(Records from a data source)
· · · · · · ·

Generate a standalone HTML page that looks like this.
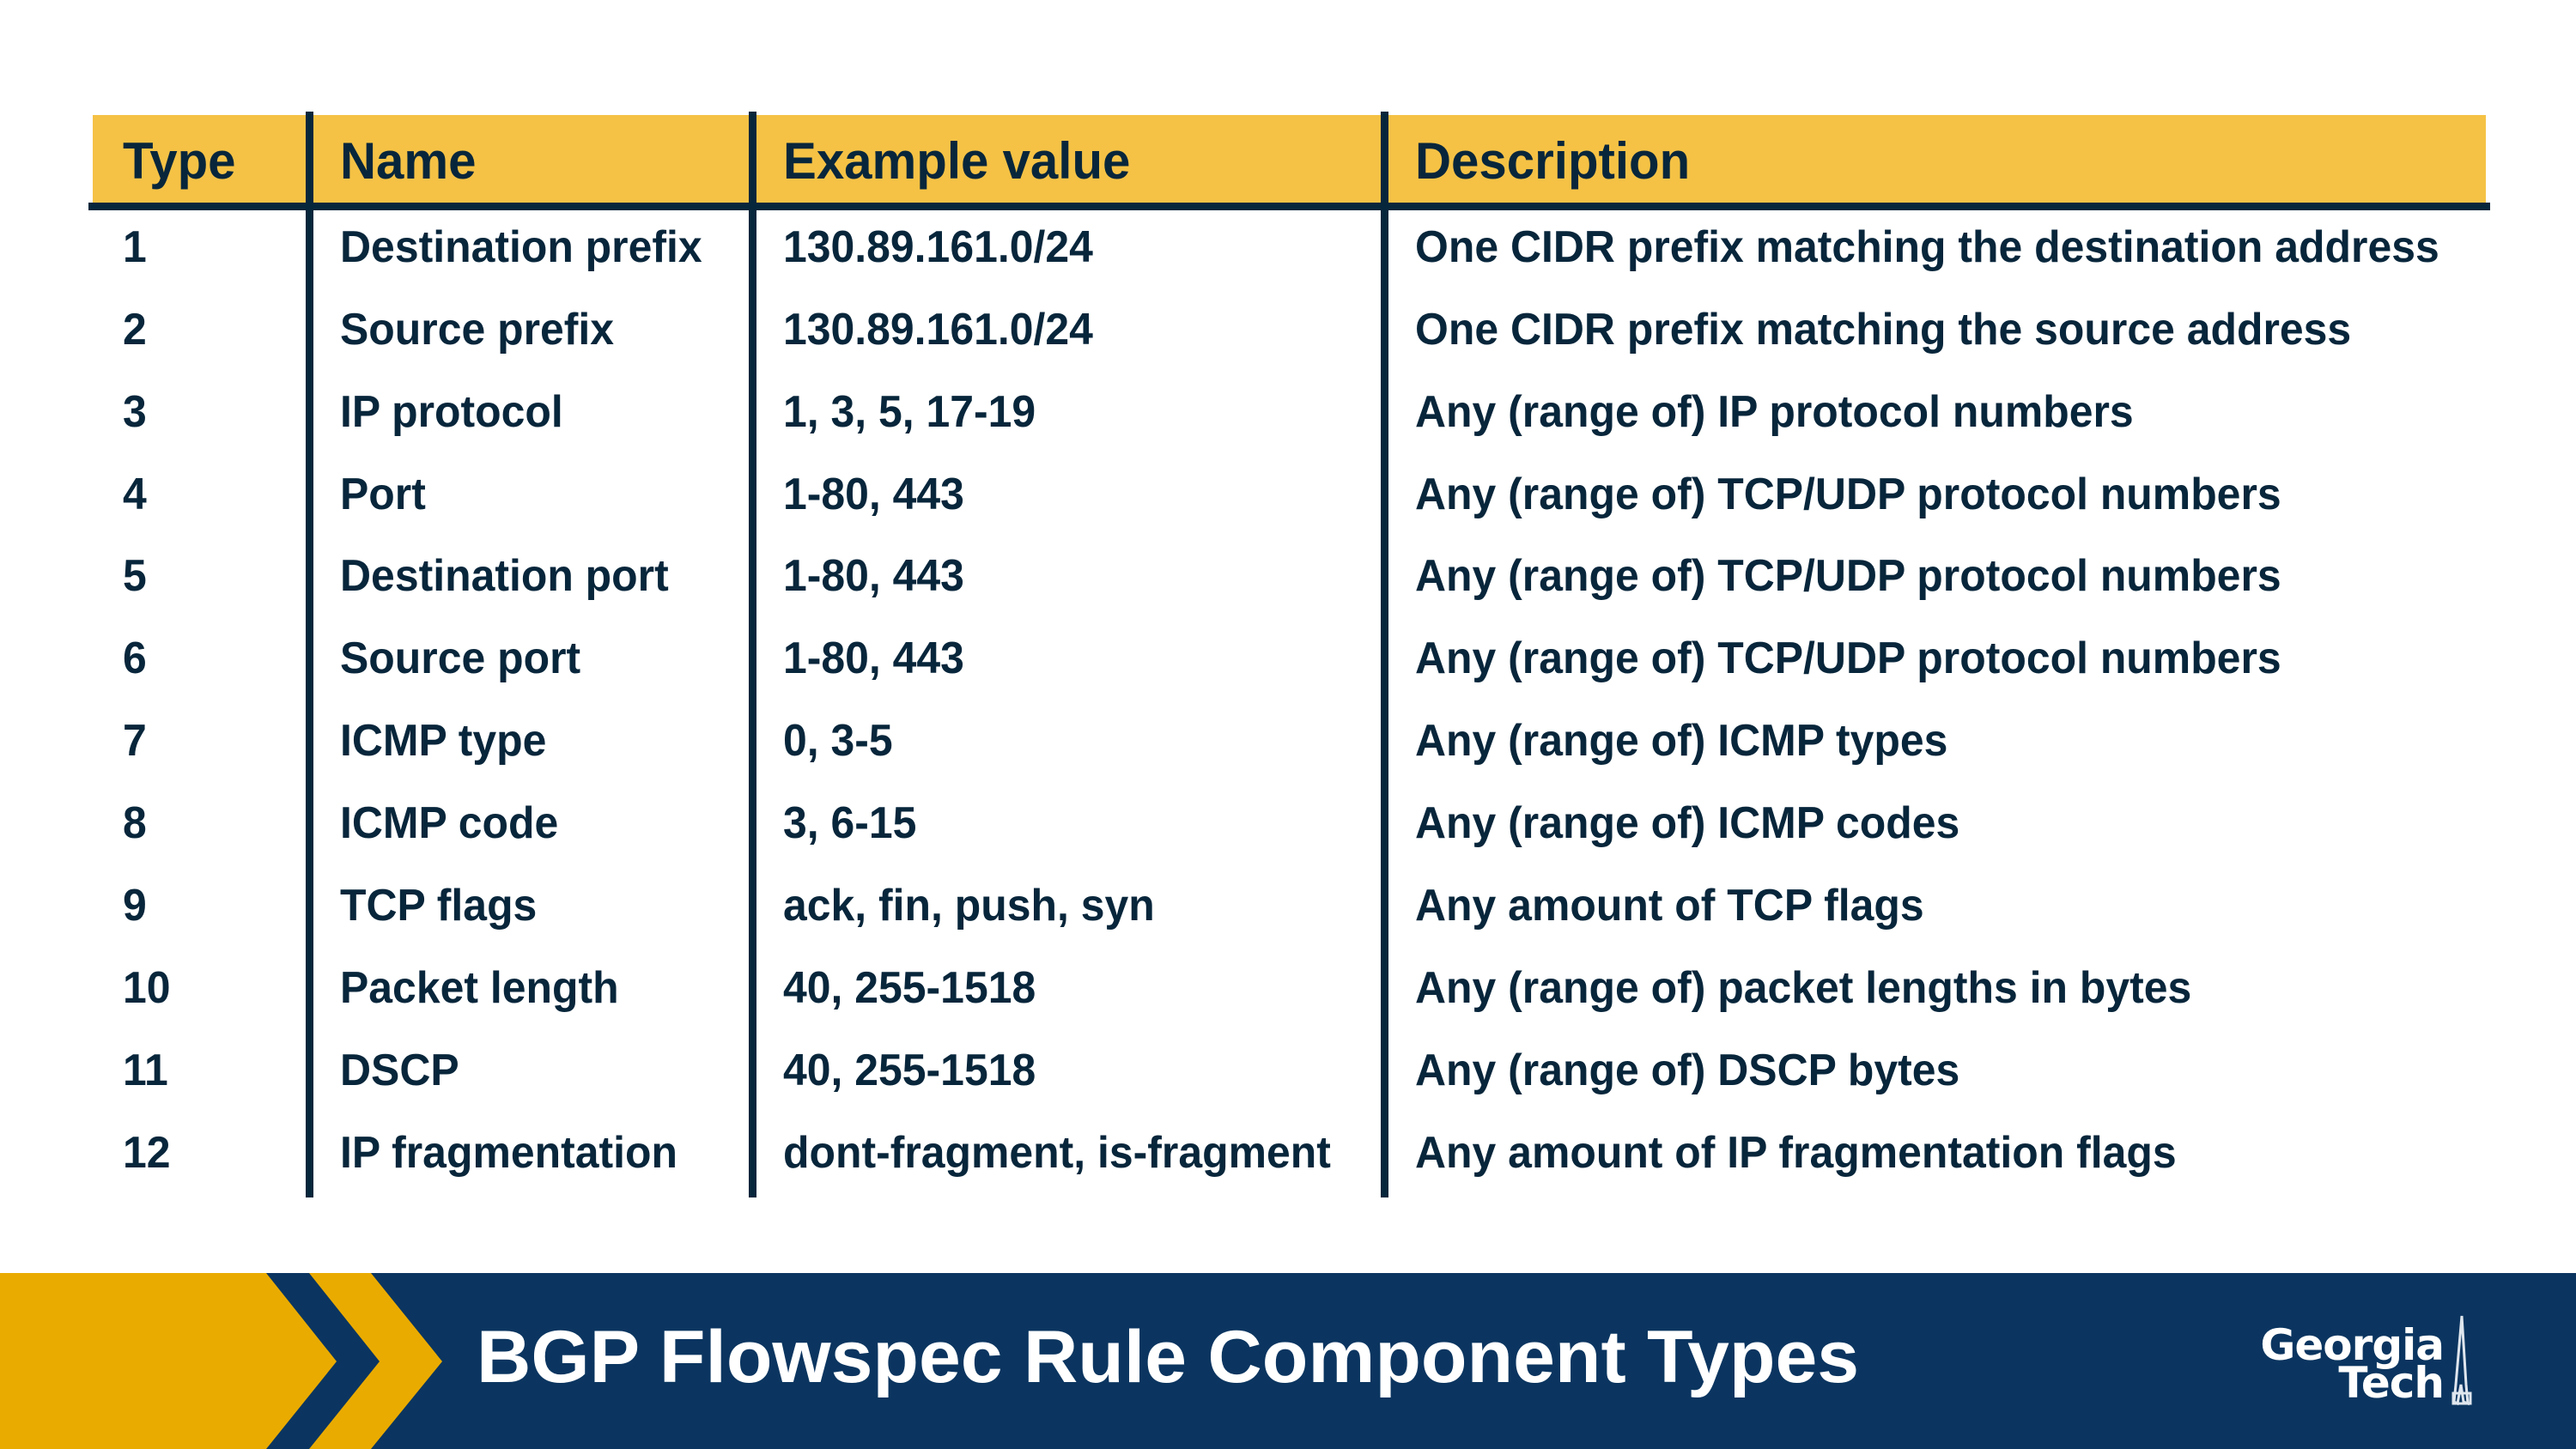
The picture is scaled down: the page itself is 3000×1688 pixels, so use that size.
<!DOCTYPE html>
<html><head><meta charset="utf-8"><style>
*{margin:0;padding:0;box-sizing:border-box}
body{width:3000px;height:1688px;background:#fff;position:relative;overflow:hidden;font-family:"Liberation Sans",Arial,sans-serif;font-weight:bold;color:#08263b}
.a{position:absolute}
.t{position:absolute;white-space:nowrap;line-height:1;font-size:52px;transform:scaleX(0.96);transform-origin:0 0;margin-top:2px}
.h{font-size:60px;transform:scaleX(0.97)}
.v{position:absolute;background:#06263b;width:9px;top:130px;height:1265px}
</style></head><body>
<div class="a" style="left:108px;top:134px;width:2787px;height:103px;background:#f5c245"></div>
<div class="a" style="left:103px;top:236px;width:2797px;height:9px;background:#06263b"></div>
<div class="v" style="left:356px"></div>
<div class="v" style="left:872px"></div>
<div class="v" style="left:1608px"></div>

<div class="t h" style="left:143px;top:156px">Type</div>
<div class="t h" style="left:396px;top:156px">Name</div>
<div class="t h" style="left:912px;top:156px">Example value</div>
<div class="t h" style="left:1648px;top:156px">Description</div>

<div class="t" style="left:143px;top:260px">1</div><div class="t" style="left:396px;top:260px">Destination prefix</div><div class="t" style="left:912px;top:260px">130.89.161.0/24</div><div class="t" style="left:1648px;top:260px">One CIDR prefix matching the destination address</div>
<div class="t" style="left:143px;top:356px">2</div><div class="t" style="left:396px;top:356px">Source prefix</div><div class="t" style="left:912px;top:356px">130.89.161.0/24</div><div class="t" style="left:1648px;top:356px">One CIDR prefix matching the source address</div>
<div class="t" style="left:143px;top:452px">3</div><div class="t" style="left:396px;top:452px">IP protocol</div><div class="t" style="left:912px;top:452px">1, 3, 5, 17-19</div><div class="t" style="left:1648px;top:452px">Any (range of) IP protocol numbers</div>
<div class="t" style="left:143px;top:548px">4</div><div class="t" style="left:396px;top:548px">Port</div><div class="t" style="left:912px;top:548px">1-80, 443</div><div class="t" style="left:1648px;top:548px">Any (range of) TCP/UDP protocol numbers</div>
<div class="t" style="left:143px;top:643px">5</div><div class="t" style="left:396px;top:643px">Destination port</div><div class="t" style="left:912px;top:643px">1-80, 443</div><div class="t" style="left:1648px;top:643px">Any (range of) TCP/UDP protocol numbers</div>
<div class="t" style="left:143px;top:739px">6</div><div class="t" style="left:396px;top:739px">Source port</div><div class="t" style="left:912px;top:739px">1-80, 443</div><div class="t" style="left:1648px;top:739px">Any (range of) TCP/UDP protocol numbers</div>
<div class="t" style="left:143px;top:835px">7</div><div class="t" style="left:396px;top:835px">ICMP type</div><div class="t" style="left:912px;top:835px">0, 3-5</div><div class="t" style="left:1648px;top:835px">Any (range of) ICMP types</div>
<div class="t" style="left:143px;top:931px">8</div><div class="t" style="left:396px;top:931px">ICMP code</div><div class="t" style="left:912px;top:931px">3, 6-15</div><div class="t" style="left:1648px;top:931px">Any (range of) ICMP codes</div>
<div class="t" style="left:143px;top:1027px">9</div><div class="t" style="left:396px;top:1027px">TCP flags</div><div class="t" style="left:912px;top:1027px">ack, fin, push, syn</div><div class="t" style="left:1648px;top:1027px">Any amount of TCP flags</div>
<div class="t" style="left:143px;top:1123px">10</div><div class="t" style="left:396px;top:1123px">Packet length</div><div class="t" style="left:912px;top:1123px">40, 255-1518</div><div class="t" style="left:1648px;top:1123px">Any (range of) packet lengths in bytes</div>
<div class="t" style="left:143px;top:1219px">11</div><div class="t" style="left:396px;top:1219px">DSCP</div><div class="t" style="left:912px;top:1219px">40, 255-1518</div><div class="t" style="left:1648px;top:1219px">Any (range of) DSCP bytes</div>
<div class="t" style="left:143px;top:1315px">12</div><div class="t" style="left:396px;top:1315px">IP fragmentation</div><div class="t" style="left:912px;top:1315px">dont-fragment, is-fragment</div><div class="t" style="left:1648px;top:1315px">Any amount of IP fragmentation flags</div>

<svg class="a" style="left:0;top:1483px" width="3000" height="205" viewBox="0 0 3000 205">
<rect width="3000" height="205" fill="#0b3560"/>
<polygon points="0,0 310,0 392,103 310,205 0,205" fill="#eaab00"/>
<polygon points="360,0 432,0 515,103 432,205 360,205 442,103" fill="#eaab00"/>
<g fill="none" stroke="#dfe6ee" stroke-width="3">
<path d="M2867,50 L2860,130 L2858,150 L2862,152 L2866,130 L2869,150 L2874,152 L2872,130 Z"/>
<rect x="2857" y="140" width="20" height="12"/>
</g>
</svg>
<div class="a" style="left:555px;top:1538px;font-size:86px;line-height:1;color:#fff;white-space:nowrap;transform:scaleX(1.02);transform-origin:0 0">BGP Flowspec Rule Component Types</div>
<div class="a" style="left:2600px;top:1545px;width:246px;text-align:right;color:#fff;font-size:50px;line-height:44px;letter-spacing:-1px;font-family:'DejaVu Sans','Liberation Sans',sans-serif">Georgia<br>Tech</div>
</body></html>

· · · · · · ·

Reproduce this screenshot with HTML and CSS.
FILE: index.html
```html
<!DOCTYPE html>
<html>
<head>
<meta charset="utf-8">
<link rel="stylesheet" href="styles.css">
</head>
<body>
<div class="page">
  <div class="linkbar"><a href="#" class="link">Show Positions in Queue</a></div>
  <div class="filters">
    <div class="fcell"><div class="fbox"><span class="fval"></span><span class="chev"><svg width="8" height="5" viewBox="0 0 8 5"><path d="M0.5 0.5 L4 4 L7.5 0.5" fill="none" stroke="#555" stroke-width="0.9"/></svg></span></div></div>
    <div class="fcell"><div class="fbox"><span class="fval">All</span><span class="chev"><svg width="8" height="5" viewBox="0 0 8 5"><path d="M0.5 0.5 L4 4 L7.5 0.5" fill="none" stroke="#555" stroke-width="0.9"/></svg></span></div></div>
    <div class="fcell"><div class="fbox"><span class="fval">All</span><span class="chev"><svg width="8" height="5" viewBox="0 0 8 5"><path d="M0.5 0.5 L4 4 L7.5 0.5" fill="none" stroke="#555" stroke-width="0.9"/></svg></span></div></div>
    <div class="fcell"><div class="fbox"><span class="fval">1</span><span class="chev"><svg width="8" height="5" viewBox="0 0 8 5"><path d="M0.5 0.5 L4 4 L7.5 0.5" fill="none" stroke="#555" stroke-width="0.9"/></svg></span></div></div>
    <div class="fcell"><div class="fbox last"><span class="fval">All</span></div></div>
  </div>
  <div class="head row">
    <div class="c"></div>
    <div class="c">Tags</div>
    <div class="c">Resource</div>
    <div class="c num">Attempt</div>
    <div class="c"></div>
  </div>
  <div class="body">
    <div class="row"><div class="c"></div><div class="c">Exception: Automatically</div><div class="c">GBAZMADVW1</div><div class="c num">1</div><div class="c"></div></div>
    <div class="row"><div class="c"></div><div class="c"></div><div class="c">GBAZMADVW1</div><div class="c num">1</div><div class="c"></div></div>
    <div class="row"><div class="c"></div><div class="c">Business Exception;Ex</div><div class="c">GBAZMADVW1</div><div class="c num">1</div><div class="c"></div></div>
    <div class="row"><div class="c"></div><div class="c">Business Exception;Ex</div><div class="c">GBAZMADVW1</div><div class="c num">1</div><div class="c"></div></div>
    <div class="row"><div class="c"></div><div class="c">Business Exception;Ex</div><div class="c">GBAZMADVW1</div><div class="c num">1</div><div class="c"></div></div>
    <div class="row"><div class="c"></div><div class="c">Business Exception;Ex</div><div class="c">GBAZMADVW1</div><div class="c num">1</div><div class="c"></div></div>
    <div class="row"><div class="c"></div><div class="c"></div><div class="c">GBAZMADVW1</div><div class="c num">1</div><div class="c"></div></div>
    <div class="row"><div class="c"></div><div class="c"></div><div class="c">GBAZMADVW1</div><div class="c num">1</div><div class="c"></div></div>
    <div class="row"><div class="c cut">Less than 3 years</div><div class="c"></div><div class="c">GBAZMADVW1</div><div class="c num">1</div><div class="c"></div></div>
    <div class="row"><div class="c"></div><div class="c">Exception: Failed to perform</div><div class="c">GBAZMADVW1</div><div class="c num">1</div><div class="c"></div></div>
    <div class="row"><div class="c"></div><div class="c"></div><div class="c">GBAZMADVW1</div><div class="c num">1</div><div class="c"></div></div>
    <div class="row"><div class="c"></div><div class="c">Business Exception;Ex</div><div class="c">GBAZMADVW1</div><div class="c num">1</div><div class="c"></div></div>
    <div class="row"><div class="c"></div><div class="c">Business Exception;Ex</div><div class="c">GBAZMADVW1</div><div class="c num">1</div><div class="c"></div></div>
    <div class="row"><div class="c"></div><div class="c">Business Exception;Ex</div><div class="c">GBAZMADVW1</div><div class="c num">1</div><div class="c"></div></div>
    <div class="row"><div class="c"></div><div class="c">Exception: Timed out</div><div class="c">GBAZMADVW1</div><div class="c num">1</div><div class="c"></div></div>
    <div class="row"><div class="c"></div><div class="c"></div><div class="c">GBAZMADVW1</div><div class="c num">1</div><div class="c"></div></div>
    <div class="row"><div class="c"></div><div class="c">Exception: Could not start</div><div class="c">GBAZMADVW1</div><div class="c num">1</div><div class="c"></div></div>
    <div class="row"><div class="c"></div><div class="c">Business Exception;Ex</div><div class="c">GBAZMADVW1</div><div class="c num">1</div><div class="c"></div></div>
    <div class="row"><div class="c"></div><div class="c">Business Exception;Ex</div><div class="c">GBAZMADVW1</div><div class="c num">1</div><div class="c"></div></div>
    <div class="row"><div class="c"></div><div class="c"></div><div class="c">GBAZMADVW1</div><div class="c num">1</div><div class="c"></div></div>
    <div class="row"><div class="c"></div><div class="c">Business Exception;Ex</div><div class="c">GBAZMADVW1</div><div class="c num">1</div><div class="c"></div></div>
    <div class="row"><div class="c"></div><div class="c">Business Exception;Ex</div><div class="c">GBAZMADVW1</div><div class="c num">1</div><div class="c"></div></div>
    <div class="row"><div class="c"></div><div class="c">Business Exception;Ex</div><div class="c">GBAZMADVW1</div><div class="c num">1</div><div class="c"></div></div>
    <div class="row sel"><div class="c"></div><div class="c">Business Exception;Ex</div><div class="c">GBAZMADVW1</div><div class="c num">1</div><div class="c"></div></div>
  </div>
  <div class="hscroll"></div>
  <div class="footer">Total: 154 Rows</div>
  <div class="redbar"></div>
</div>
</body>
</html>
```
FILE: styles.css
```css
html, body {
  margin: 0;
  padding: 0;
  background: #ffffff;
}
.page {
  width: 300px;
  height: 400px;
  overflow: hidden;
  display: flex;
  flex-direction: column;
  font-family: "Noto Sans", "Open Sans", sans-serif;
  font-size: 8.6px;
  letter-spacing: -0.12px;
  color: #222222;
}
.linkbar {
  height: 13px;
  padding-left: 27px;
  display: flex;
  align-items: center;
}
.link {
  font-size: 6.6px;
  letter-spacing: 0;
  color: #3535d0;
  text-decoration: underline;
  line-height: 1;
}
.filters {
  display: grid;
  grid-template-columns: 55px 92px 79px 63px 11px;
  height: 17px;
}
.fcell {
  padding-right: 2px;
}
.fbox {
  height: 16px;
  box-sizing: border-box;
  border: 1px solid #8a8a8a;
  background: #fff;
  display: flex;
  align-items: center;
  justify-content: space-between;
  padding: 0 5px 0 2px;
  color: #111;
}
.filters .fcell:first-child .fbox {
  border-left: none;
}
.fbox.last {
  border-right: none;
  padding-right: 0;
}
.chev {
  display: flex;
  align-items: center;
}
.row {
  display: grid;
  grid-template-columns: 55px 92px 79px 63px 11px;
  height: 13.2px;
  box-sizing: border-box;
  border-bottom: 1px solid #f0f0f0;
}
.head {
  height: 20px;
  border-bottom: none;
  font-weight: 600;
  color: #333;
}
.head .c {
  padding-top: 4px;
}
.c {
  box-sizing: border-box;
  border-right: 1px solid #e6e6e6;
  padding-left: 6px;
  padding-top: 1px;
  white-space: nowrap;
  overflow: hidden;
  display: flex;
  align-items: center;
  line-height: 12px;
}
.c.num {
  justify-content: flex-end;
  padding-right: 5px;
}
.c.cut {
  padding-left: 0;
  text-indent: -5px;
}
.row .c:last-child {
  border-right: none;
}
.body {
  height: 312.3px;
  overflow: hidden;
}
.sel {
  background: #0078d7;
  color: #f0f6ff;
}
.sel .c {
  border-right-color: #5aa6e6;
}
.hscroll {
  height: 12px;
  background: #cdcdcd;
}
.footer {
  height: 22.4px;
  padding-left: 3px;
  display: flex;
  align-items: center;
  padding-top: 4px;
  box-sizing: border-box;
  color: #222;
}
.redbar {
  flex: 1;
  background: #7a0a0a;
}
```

· · · · · · ·

Search the records above for "that". Copy each line where it is found.

Complete response:
Generate a standalone HTML page that looks like this.
The picture is scaled down: the page itself is 3000×1688 pixels, so use that size.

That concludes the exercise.